At Merrative, we help brands and creators publish thought leadership content formats like interview-based blogs, narratives, non-fiction books, webinars, and data stories – and LinkedIn was working for our growth. I got 60 percent of my new clients via cold LinkedIn DMs and more than 500 newsletter subscribers via LinkedIn posts I managed to publish. By not being consistent, I was missing out on having much better numbers for my business.

I came across the concept of ‘Thought Leadership’ content format while upskilling my writing. This format leverages your experience, expertise, and original thoughts for content creation. Thus, you only need to learn the skill of articulating your ideas.

Sound complicated? I built a simple content creation system for it, which I use for myself and my clients to churn a month’s worth of content scheduled on social media tools like Buffer.

More than jargon: What is ‘thought leadership content’?

Thought leadership content helps you showcase your expertise and experience in a subject or industry via various content formats like books, webinars, whitepapers, or opinion pieces.
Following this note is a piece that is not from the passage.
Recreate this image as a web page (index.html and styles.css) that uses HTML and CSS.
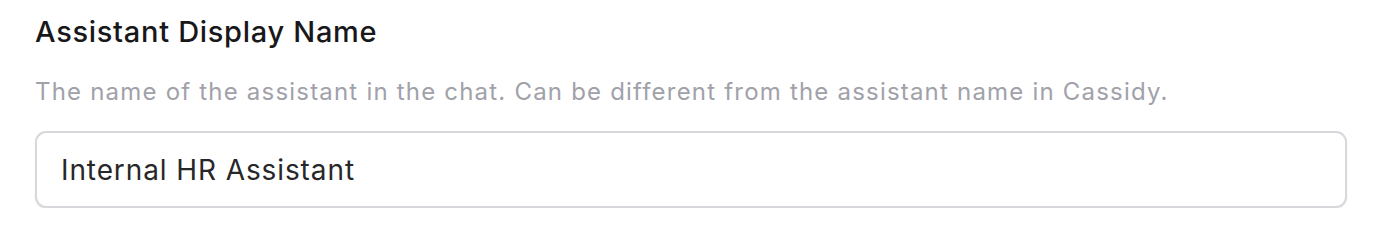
FILE: index.html
```html
<!DOCTYPE html>
<html lang="en">
  <head>
    <meta charset="UTF-8" />
    <title>Assistant Settings</title>
    <link rel="stylesheet" href="styles.css">
  </head>
  <body>
    <div class="field">
      <label class="field-label" for="displayName">Assistant Display Name</label>
      <p class="field-help">The name of the assistant in the chat. Can be different from the assistant name in Cassidy.</p>
      <input class="field-input" id="displayName" type="text" value="Internal HR Assistant" />
    </div>
  </body>
</html>
```

FILE: styles.css
```css
body {
  margin: 0;
  background: #ffffff;
  font-family: Inter, "Noto Sans", sans-serif;
}

.field {
  display: flex;
  flex-direction: column;
  padding: 14px 27px 0 35px;
}

.field-label {
  font-size: 29px;
  font-weight: 500;
  letter-spacing: 0.7px;
  color: #18181b;
  line-height: 36px;
}

.field-help {
  margin: 27px 0 0;
  font-size: 24px;
  letter-spacing: 1.2px;
  color: #a1a1aa;
  line-height: 30px;
}

.field-input {
  margin-top: 24px;
  height: 77px;
  box-sizing: border-box;
  padding: 0 24px;
  border: 2px solid #d8d8dc;
  border-radius: 11px;
  font-family: inherit;
  font-size: 28px;
  letter-spacing: 0.9px;
  color: #27272a;
  background: #ffffff;
  box-shadow: 0 1px 2px rgba(0, 0, 0, 0.06);
  outline: none;
}
```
For instance, Reed Hastings, through his book ‘No Rules Rules: Netflix and the Culture of Reinvention,’ shared modern ideas about work and corporate culture. This bestselling book not only enhanced Netflix’s brand recall but also elevated Reed Hastings’ personal brand as a CEO with original insights.

How is thought leadership different on LinkedIn?

Many believe they lack time to create content on LinkedIn. However, it’s one of the quickest platforms to get published and seen, unlike the months or years needed for formats like books or whitepapers.

LinkedIn offers novice creator-friendly content formats like posts, newsletters, and live sessions. Tools like Buffer enable scheduling content in these formats for months ahead. It also provides you with an available audience and shows your work to relevant people as per the algorithm.

When it comes to using LinkedIn for building industry authority, think of it this way – it’s easier to consistently post on LinkedIn than publish books or whitepapers.

How does publishing LinkedIn thought leadership help in your career or business development?

Since LinkedIn is a professional social networking platform, articulating your experience and sharing it as posts helps establish credibility in your industry to your audience. The algorithm displays your content to relevant connections who eventually might seek job opportunities, services, or collaborations.

Regular LinkedIn activity increases your chances of showcasing your expertise or experience to the right audience, making it a valuable platform for online networking and talent recognition.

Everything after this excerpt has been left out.